Yes, something is missing. When we begin to realize that we are missing something, we begin to realize how short we are. We have seen all the latest movies and all the latest Netflix shows, but, somehow, we haven’t seen much at all. There is something out of our view.

This is a good and healthy realization, to realize, like Zacchaeus, that we can’t see. There’s too much in the way. Our acquisitions which we desired so earnestly, somehow now seem to be in the way. All the special maneuvers we have made to get ahead in life, are now, somehow, in the way of our life. All the ways we have used to make money, now seem to be taking something away from us.

One day, Zacchaeus came to this same point. It was on that day that he realized how short he was. After all the calculating and collecting, all the taxing –yes, all the taxing anxieties that he had taken on—he had come up short. He was short.

So he removes himself from the crowd. Maybe that way he can see something worthwhile. Maybe he can see someone worthwhile, this Jesus figure. Oh, to see something worthwhile in this life!

Sometimes, climbing a tree provides us a better view. Sometimes a tree gives us perspective. But, for some of us, the trees are also where we hide. We climb a tree in order to get away, and not be seen, and not have to tumble about in the crowds. For Zacchaeus, maybe, he climbed a tree to see, and to not be seen.

Jesus honors both those ways that we use trees. When we pause for perspective, Jesus will look at us. And when we are trying to hide, when we are trying to hide from life, when we are trying to hide from others, when we are trying to hide from ourselves, Jesus will pause and look up. Jesus will look right at us, and say, “Come on down.” Come on down and join the crowd. Come on down and be with me. In fact, I am coming to your house today.”

Oh, wow, to my house? Jesus wants to come to my house? Jesus wants to eat at my house, and even stay at my house?

Something happens in that moment when we realize that Jesus wants to be with us. Whether we are rich or poor, whether we are a tax collector or a pharisee, whether we are a saint or a sinner, something happens when we realize that Jesus wants to be with us.
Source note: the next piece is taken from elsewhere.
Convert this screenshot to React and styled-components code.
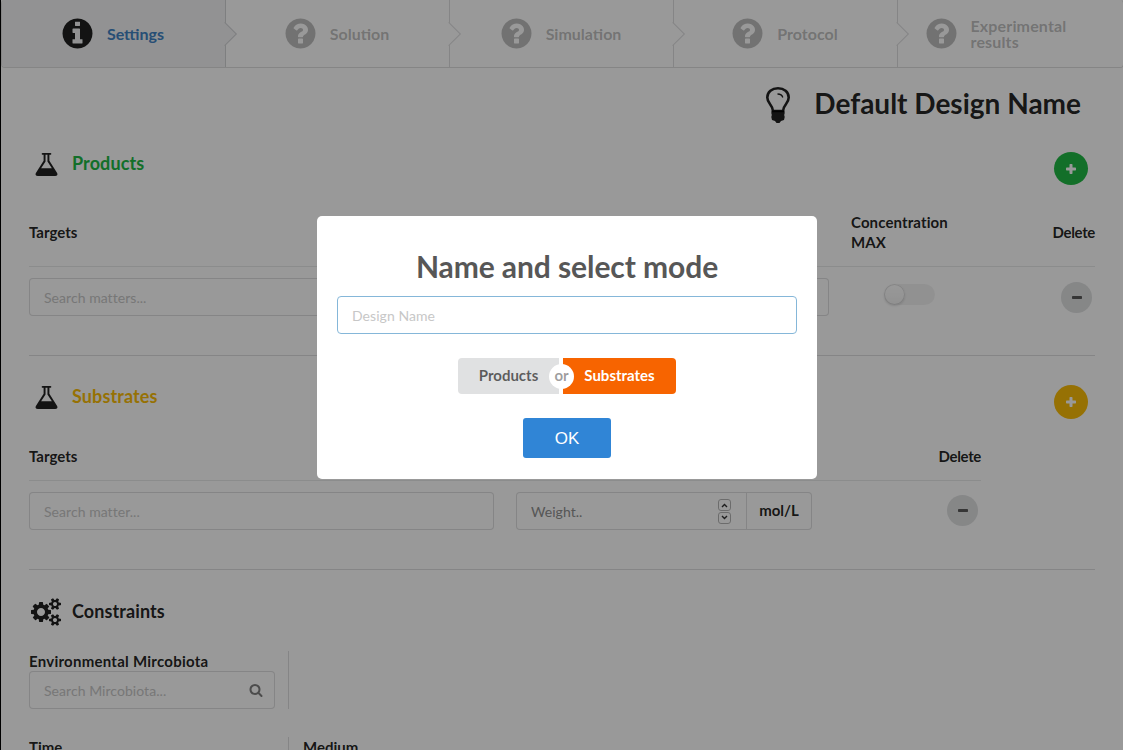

What happens is that we start giving stuff away. We don’t need all those things we have accumulated. In fact, we may have four times as much stuff as we need. And we don’t need the guilt and grief that we have accumulated over the years. We carry around four times as much guilt as need. We don’t need the anxiety and fear that have grown up in is. We don’t need the anxieties that tax us. We carry around four times too much anxiety. Zacchaeus said he was giving it all back. It wasn’t his.

Indeed, with Jesus, we can be empty. We can give things away. We do not need to be tall. We can be short. We can be single-minded and straightforward and pure and innocent. When Zacchaeus encountered Jesus –or, that is, when Jesus encountered Zacchaeus—Zacchaeus was somehow purified. Zacchaeus became happily short, happily empty. Zacchaeus became saved. He became as free as a little child.

This Jesus, he really does bring salvation to the house of Zacchaeus, and to our houses, too. Jesus gives us the glorious peace to be able to give things away. To give away goods. To give away anxiety. To give away fear. That is salvation.